A major requirement for the new contract was that it should offer good disaster recovery mechanisms.
The initial tender made it clear that the winning supplier would either need to provide a system that could plug into existing disaster recovery solutions, or offer its own disaster recovery if no solution was in place.
The fact that the previous solution was not resilient, says Blofield, had been a cause for concern: “PACS really is our only truly mission-critical solution, because it’s the only solution we’ve got absolutely no business continuity for.

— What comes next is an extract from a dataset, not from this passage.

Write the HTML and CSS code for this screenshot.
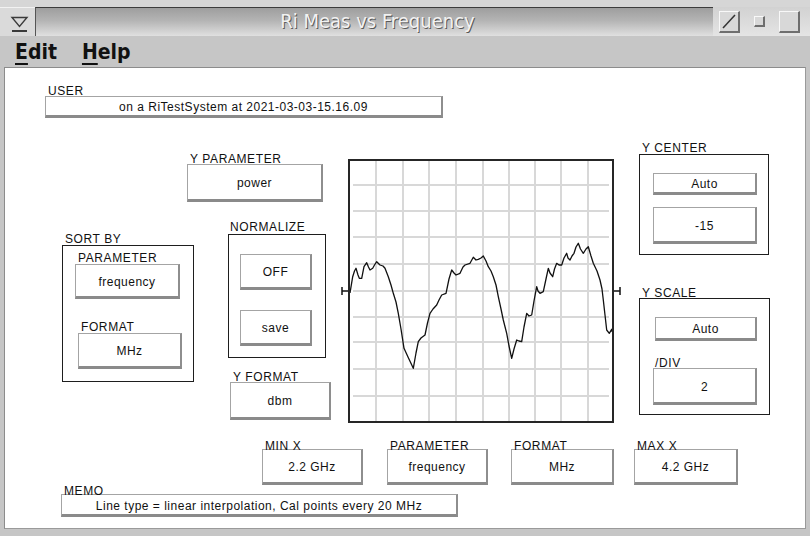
FILE: index.html
```html
<!DOCTYPE html>
<html lang="en">
<head>
    <meta charset="UTF-8">
    <title>Ri Meas vs Frequency</title>
    <link rel="stylesheet" href="styles.css">
</head>
<body>
    <div class="window">
        <div class="titlebar">
            <div class="tb-menu">
                <svg width="35" height="29" viewBox="0 0 35 29">
                    <path d="M12 9.5 H27 L19.5 18.5 Z" fill="none" stroke="#3a3a3a" stroke-width="1.4"/>
                    <path d="M12 23 H27" stroke="#3a3a3a" stroke-width="2"/>
                </svg>
            </div>
            <div class="tb-title">Ri Meas vs Frequency</div>
            <div class="tb-buttons">
                <span class="tb-btn tb-big"><svg width="16" height="16" viewBox="0 0 16 16"><path d="M2 15 L14 2" stroke="#333" stroke-width="1.5"/></svg></span>
                <span class="tb-btn tb-small"></span>
                <span class="tb-btn tb-big"></span>
            </div>
        </div>

        <div class="menubar">
            <span class="menu-item"><u>E</u>dit</span>
            <span class="menu-item"><u>H</u>elp</span>
        </div>

        <div class="panel">
            <div class="field user-field">
                <div class="lbl">USER</div>
                <div class="box user-box">on a RiTestSystem at 2021-03-03-15.16.09</div>
            </div>

            <div class="middle">
                <!-- sort by -->
                <div class="col-sort">
                    <div class="lbl">SORT BY</div>
                    <div class="frame sort-frame">
                        <div class="lbl sort-lbl1">PARAMETER</div>
                        <div class="box sort-box1">frequency</div>
                        <div class="lbl sort-lbl2">FORMAT</div>
                        <div class="box sort-box2">MHz</div>
                    </div>
                </div>

                <!-- y parameter / normalize / y format -->
                <div class="col-y">
                    <div class="lbl">Y PARAMETER</div>
                    <div class="box ypar-box">power</div>
                    <div class="lbl norm-lbl">NORMALIZE</div>
                    <div class="frame norm-frame">
                        <div class="box norm-box">OFF</div>
                        <div class="box norm-box save-box">save</div>
                    </div>
                    <div class="lbl yfmt-lbl">Y FORMAT</div>
                    <div class="box yfmt-box">dbm</div>
                </div>

                <!-- plot -->
                <div class="plot">
                    <svg class="marker" width="7" height="8" viewBox="0 0 7 8"><path d="M1 0 V8 M1 4 H7" stroke="#111" stroke-width="1.5"/></svg>
                    <div class="graph">
                        <svg width="262" height="260" viewBox="0 0 262 260">
                            <g stroke="#d8d8d8" stroke-width="2">
                                <path d="M26 0 V260 M53 0 V260 M79 0 V260 M106 0 V260 M133 0 V260 M159 0 V260 M185 0 V260 M211 0 V260 M238 0 V260"/>
                                <path d="M3 24 H259 M3 50 H259 M3 76 H259 M3 103 H259 M3 130 H259 M3 156 H259 M3 181 H259 M3 208 H259 M3 235 H259"/>
                            </g>
                            <polyline fill="none" stroke="#111" stroke-width="1.3" stroke-linejoin="round"
                                points="0,132 2.7,115.7 4.5,110 6,107.3 8,114 9.3,117.3 11.7,117.3 14,105.7 16.7,101.7 18.5,106 20,109 22.7,107.3 24.5,104 26.7,100.7 30,104 33,105 35,107.3 38.3,115.7 41,124 43.3,132.3 46,141 48.3,152.3 51,168 54,187.3 58,196 63.3,207.3 66,192 68.3,180.7 71,177 75,174 77.5,162 80,152.3 83,148 86.7,144 89,139 91.7,134 96,132.3 99,118 101.7,109 104,112 106,114 110,112.3 113,106 115,104 120,102.3 123.3,96.3 126,99 128.3,98.3 131,97 133.3,95 136,100 138.3,105.7 141,110 143.3,115.7 146,124 148.3,135.7 151,148 153.3,159 156.7,172.3 159,185 161.7,197.3 164,188 166.7,179 169,180 171.7,180.7 174,166 176.7,152.3 179,155 181.7,154 184,140 186.7,125.7 188,130 190,132.3 193.3,130.7 196,118 198.3,107.3 200,112 202.7,115.7 204.5,108 206.7,102.3 209,104 211.7,104 214,97 216.7,92.3 218,97 220,99 222,95 224,92.3 226,86 228.3,82.3 230.5,88 233.3,92.3 236,88 238.3,85.7 241,95 243.3,102.3 247,110 250,119 252,128 253.3,139 255,154 256.7,169 259.3,172.3 261.7,168.3 262,170.7"/>
                        </svg>
                    </div>
                    <svg class="marker" width="7" height="8" viewBox="0 0 7 8"><path d="M6 0 V8 M0 4 H6" stroke="#111" stroke-width="1.5"/></svg>
                </div>

                <!-- y center / y scale -->
                <div class="col-scale">
                    <div class="lbl">Y CENTER</div>
                    <div class="frame center-frame">
                        <div class="box auto-box">Auto</div>
                        <div class="box center-val">-15</div>
                    </div>
                    <div class="lbl yscale-lbl">Y SCALE</div>
                    <div class="frame scale-frame">
                        <div class="box auto-box scale-auto">Auto</div>
                        <div class="lbl div-lbl">/DIV</div>
                        <div class="box div-box">2</div>
                    </div>
                </div>
            </div>

            <div class="xrow">
                <div class="field minx">
                    <div class="lbl">MIN X</div>
                    <div class="box xbox">2.2 GHz</div>
                </div>
                <div class="field xpar">
                    <div class="lbl">PARAMETER</div>
                    <div class="box xbox">frequency</div>
                </div>
                <div class="field xfmt">
                    <div class="lbl">FORMAT</div>
                    <div class="box xbox">MHz</div>
                </div>
                <div class="field maxx">
                    <div class="lbl">MAX X</div>
                    <div class="box xbox">4.2 GHz</div>
                </div>
            </div>

            <div class="field memo">
                <div class="lbl">MEMO</div>
                <div class="box memo-box">Line type = linear interpolation, Cal points every 20 MHz</div>
            </div>
        </div>
    </div>
</body>
</html>
```

FILE: styles.css
```css
* {
    margin: 0;
    padding: 0;
    box-sizing: border-box;
}

body {
    width: 810px;
    height: 536px;
    overflow: hidden;
    background: #c6c6c6;
    font-family: 'Liberation Sans', Arial, sans-serif;
    font-size: 12px;
    color: #111;
}

.window {
    width: 810px;
    height: 536px;
    padding-top: 7px;
    background: linear-gradient(#d6d6d6 0, #d6d6d6 7px, #c6c6c6 7px);
}

/* title bar */
.titlebar {
    display: flex;
    height: 29px;
}

.tb-menu {
    width: 35px;
    background: #dadada;
    border-top: 1px solid #f2f2f2;
}

.tb-title {
    width: 678px;
    border-top: 1px solid #3c3c3c;
    border-left: 1px solid #555;
    background: linear-gradient(#9e9e9e, #b4b4b4 45%, #e0e0e0);
    text-align: center;
    font-family: 'Liberation Sans Narrow', 'DejaVu Sans Condensed', sans-serif;
    font-size: 20px;
    line-height: 27px;
    color: #f2f2f2;
    text-shadow: 1px 1px 0 #5a5a5a;
    padding-left: 6px;
}

.tb-buttons {
    flex: 1;
    display: flex;
    align-items: center;
    background: linear-gradient(#d2d2d2, #e4e4e4);
    padding-left: 6px;
}

.tb-btn {
    display: flex;
    align-items: center;
    justify-content: center;
    border-top: 1px solid #f8f8f8;
    border-left: 1px solid #f8f8f8;
    border-right: 2px solid #6e6e6e;
    border-bottom: 2px solid #6e6e6e;
    background: #d8d8d8;
}

.tb-big {
    width: 21px;
    height: 22px;
}

.tb-small {
    width: 11px;
    height: 11px;
    margin: 0 14px;
}

/* menu bar */
.menubar {
    height: 30px;
    display: flex;
    align-items: center;
    padding-left: 15px;
    gap: 25px;
    font-family: 'Liberation Sans Narrow', 'DejaVu Sans Condensed', sans-serif;
    font-size: 21px;
    font-weight: bold;
    color: #111;
    padding-top: 2px;
}

.menu-item u {
    text-decoration-thickness: 2px;
    text-underline-offset: 4px;
}

/* main panel */
.panel {
    margin: 1px 4px 0 4px;
    height: 462px;
    background: #fff;
    border-top: 1px solid #8c8c8c;
    border-left: 1px solid #8c8c8c;
    border-right: 1px solid #9a9a9a;
    border-bottom: 1px solid #9a9a9a;
}

.lbl {
    line-height: 10px;
    height: 10px;
    letter-spacing: 0.6px;
    padding-left: 3px;
    white-space: nowrap;
}

.box {
    display: flex;
    align-items: center;
    justify-content: center;
    background: #fff;
    border-top: 1px solid #a4a4a4;
    border-left: 1px solid #a4a4a4;
    border-right: 2px solid #8e8e8e;
    border-bottom: 3px solid #8a8a8a;
    letter-spacing: 0.5px;
    white-space: nowrap;
    padding-top: 2px;
}

.frame {
    border: 1px solid #1e1e1e;
}

.user-field {
    margin: 18px 0 0 40px;
}

.user-box {
    width: 398px;
    height: 22px;
}

.middle {
    display: flex;
    align-items: flex-start;
    margin-top: 25px;
    height: 280px;
}

/* sort by column */
.col-sort {
    margin: 91px 0 0 57px;
    width: 132px;
}

.sort-frame {
    width: 132px;
    height: 137px;
    margin-top: 1px;
    padding-top: 7px;
}

.sort-lbl1 {
    padding-left: 15px;
}

.sort-box1 {
    margin: 1px 0 0 12px;
    width: 105px;
    height: 35px;
}

.sort-lbl2 {
    margin-top: 23px;
    padding-left: 18px;
}

.sort-box2 {
    margin: 1px 0 0 15px;
    width: 104px;
    height: 36px;
}

/* y parameter column */
.col-y {
    margin: 11px 0 0 -7px;
    width: 144px;
}

.ypar-box {
    width: 136px;
    height: 38px;
}

.norm-lbl {
    margin-top: 20px;
    padding-left: 43px;
}

.norm-frame {
    margin: 2px 0 0 41px;
    width: 98px;
    height: 124px;
    padding: 19px 0 0 11px;
}

.norm-box {
    width: 72px;
    height: 36px;
}

.save-box {
    margin-top: 20px;
}

.yfmt-lbl {
    margin-top: 14px;
    padding-left: 46px;
}

.yfmt-box {
    margin-left: 43px;
    width: 101px;
    height: 38px;
}

/* plot */
.plot {
    display: flex;
    align-items: center;
    margin: 16px 0 0 10px;
}

.marker {
    display: block;
}

.graph {
    width: 266px;
    height: 264px;
    border: 2px solid #262626;
    background: #fff;
}

.graph svg {
    display: block;
}

/* y center / y scale column */
.col-scale {
    margin-left: 18px;
    width: 131px;
}

.center-frame {
    margin-top: 1px;
    width: 130px;
    height: 101px;
    padding: 18px 0 0 13px;
}

.auto-box {
    width: 104px;
    height: 22px;
}

.center-val {
    margin-top: 12px;
    width: 104px;
    height: 37px;
}

.yscale-lbl {
    margin-top: 33px;
}

.scale-frame {
    width: 131px;
    height: 117px;
    padding-top: 18px;
}

.scale-auto {
    margin-left: 15px;
    width: 102px;
    height: 24px;
}

.div-lbl {
    margin-top: 17px;
    padding-left: 15px;
}

.div-box {
    margin-left: 13px;
    width: 104px;
    height: 37px;
}

/* x axis row */
.xrow {
    display: flex;
    margin-top: 18px;
}

.xrow .box {
    margin-top: -2px;
    height: 36px;
}

.minx {
    margin-left: 257px;
    width: 101px;
}

.xpar {
    margin-left: 24px;
    width: 101px;
}

.xfmt {
    margin-left: 23px;
    width: 103px;
}

.maxx {
    margin-left: 20px;
    width: 104px;
}

/* memo */
.memo {
    margin: 1px 0 0 56px;
}

.memo-box {
    margin-top: -2px;
    width: 397px;
    height: 23px;
}
```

If PACS goes down, we can’t treat patients.”
Regaining control of the contract
The consortium also felt it was important to be able to manage the new contract without outside intervention.
“The national programme added a degree of complexity into the relationship we like to build with the supplier,” says Blofield.
“NHS Connecting for Health serviced the previous contract, and it was pretty much invisible to us as a trust exactly what that contract said or contained.
“So that was our first requirement when we started – we wanted to have the dialogue directly with the supplier, we wanted to service our own contract, so we can actually influence how it develops.”
This inability to influence the terms of the contract had made for an unsatisfactory experience with GE Healthcare, the supplier under the NPfIT procurement.
None of the seven members of the consortium wanted to continue the same contract with the existing supplier, says Blofield.
Under the new contract, the consortium will be able to exercise far more control: “We will have quarterly contract reviews, as we do with all of our other systems, and have KPIs that the supplier and ourselves can sign up to.
“We weren’t able to do that before – it was pretty much, ‘There it is, guys, there’s your solution, it’s been bought for you, get on and use it.’”
The implementation so far has been reasonably smooth. The biggest piece of work has been the process of migrating the data from CSC, the local service provider under the old arrangement.
“To get it off the CSC datacentre, where it is held in a very proprietary format, into a vendor neutral format is proving challenging for everybody.
“CSC is coming under a lot of pressure. The timeframe to get it all done for every trust, by the end of the contract period, is extremely demanding,” says Blofield.
Don’t underestimate the scale of the task
A consortium approach saves costs and makes it easier to share data across trusts if they use the same supplier.
It does, however, add a level of complexity to the procurement process, Blofield warns. His advice to others taking a consortium approach is that they should start early.
“Don’t underestimate the level of time and commitment that’s required. We’re very comfortable with an OJEU procurement as a single trust – we know how long it takes.
“When you start adding in other trusts, it’s very different because different organisations tend to have different ways of doing things.
“When you try to co-ordinate the placing of a shortlist, for example, you’ve got to go through a board and that process can take two months because of the way the board dates fall.”
This added complexity means that it’s important to do a lot of planning at the start: “Make sure everybody shares the same vision initially and all commit to the timeframe.
Map out the timeframe from day one so you can get the clinicians on board whenever you need them. Most organisations need to give clinicians at least six weeks’ notice.
“With most OJEUs, if we’re just running them for one organisation, we don’t tend to plan the entire nine months up front.
"Whereas with the consortium we did: we planned the entire roadmap, we booked the venues, we gave clinicians notice, and it made it a lot more straightforward.”